Parallel Sympatric Divergence Driven by Disruptive Selection Acting on a Magic Temporal Isolation Trait in a Wild Annual Fish

Abstract

Sympatric speciation has long been of key interest among biologists, investigating how selection drives speciation in the absence of geographic isolation. However, the evolutionary trajectories and genetic architectures that underlie sympatric ecological divergence remain poorly understood. For the annual fish, Neosalanx brevirostris, from lakes in the Yangtze River basin, two sympatric ecotypes exhibit differences in reproductive season, with one breeding in spring and the other in autumn. Reproductive timing is considered a 'magic trait' in sympatric speciation, as it is both ecologically relevant and facilitates assortative mating. Using population genomic approaches, we investigated the genetic architecture of the adaptive sympatric divergence in reproductive season and the evolutionary forces driving this divergence by comparing two breeding ecotype pairs from two lakes and their ancestral anadromous population. Population genetic structure results provided strong evidence that sympatric ecological divergence has evolved independently and repeatedly in both lakes. Furthermore, we identified a set of genome-wide candidate adaptive SNPs, which were present as standing genetic variations in ancestral population with high frequencies, and changes of allele frequency support that disruptive natural selection, induced by intensive resource competition, drove the reproductive season divergence.
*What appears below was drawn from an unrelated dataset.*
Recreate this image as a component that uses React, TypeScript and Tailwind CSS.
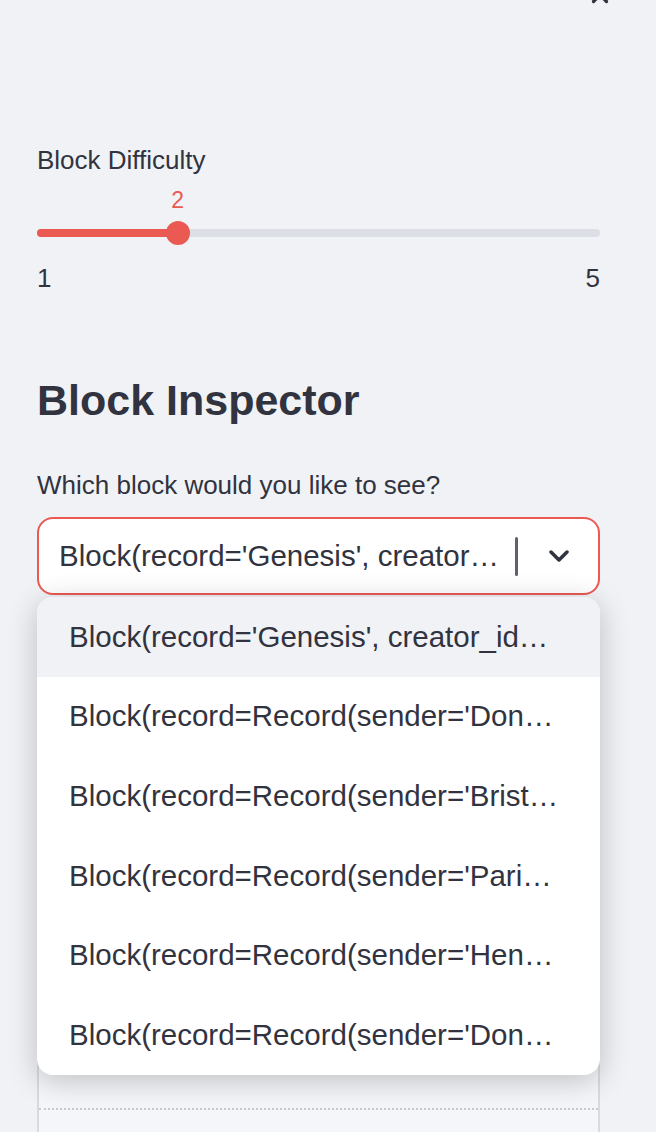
import { X } from "lucide-react";

const blocks = [
  "Block(record='Genesis', creator_id…",
  "Block(record=Record(sender='Don…",
  "Block(record=Record(sender='Brist…",
  "Block(record=Record(sender='Pari…",
  "Block(record=Record(sender='Hen…",
  "Block(record=Record(sender='Don…",
];

function DifficultySlider({ value, min, max }: { value: number; min: number; max: number }) {
  const pct = ((value - min) / (max - min)) * 100;

  return (
    <div className="flex flex-col">
      <label className="h-[36px] text-[26px] leading-[36px]">Block Difficulty</label>
      <div className="relative mt-[8px] h-[28px]">
        <span
          className="absolute top-0 -translate-x-1/2 text-[23px] leading-[28px] text-[#ea5a52]"
          style={{ left: `${pct}%` }}
        >
          {value}
        </span>
      </div>
      <div className="relative mt-[7px] flex h-[24px] items-center">
        <div className="h-[8px] w-full rounded-full bg-[#dcdfe6]" />
        <div className="absolute left-0 h-[8px] rounded-full bg-[#ea5a52]" style={{ width: `${pct}%` }} />
        <div
          className="absolute h-[24px] w-[24px] -translate-x-1/2 rounded-full bg-[#ea5a52]"
          style={{ left: `${pct}%` }}
        />
      </div>
      <div className="mt-[17px] flex h-[32px] justify-between text-[26px] leading-[32px]">
        <span>{min}</span>
        <span>{max}</span>
      </div>
    </div>
  );
}

function BlockSelect() {
  return (
    <div className="relative">
      <div className="flex h-[78px] items-center rounded-[16px] border-2 border-[#ea5a52] bg-white pl-[20px] pr-[29px]">
        <span className="flex-1 whitespace-nowrap text-[29.5px]">Block(record='Genesis', creator…</span>
        <div className="h-[39px] w-[3px] rounded-full bg-[#5f616b]" />
        <svg className="ml-[31px]" width="20" height="13" viewBox="0 0 20 13" fill="none" stroke="#31333f" strokeWidth="3.5" strokeLinecap="round" strokeLinejoin="round">
          <polyline points="2,2 10,10 18,2" />
        </svg>
      </div>

      <ul className="absolute left-0 right-0 top-[80px] z-10 overflow-hidden rounded-[16px] bg-white shadow-[0_6px_30px_rgba(0,0,0,0.22)]">
        {blocks.map((label, i) => (
          <li
            key={i}
            className={`flex h-[79.7px] items-center whitespace-nowrap pl-[32px] text-[29.5px] ${i === 0 ? "bg-[#f0f2f6]" : ""}`}
          >
            {label}
          </li>
        ))}
      </ul>
    </div>
  );
}

function BlockTable() {
  return (
    <div className="mt-[28px] flex flex-col border-x-2 border-[#d9dadf] bg-[#f5f6f9]">
      <div className="h-[485px]" />
      <div className="h-[120px] border-t-2 border-dotted border-[#c9cacf]" />
    </div>
  );
}

export default function App() {
  return (
    <div className="flex h-screen flex-col overflow-hidden bg-[#f0f2f6] pl-[37px] pr-[56px] font-['Liberation_Sans',Arial,sans-serif] text-[#31333f]">
      <div className="-mt-[18px] flex justify-end">
        <X className="mr-[-13px] h-[26px] w-[26px] text-[#31333f]" strokeWidth={3} />
      </div>

      <div className="mt-[134px]">
        <DifficultySlider value={2} min={1} max={5} />
      </div>

      <h2 className="mt-[80px] h-[52px] text-[43px] font-bold leading-[52px]">Block Inspector</h2>

      <label className="mt-[41px] h-[36px] text-[26px] leading-[36px]">Which block would you like to see?</label>

      <div className="mt-[14px]">
        <BlockSelect />
      </div>

      <BlockTable />
    </div>
  );
}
These adaptive SNPs were involved in various biological functions pertinent to reproductive timing, including photosensory, circadian entrainment, temperature sensing, and hormone signalling, highlighting the complex genetic architecture underlying reproductive seasonality. These findings provide valuable insights into the evolutionary trajectories and genetic architecture in the early stages of sympatric ecological divergence and speciation.

Keywords: disruptive selection; magic trait; seasonal reproduction; standing genetic variation; sympatric divergence.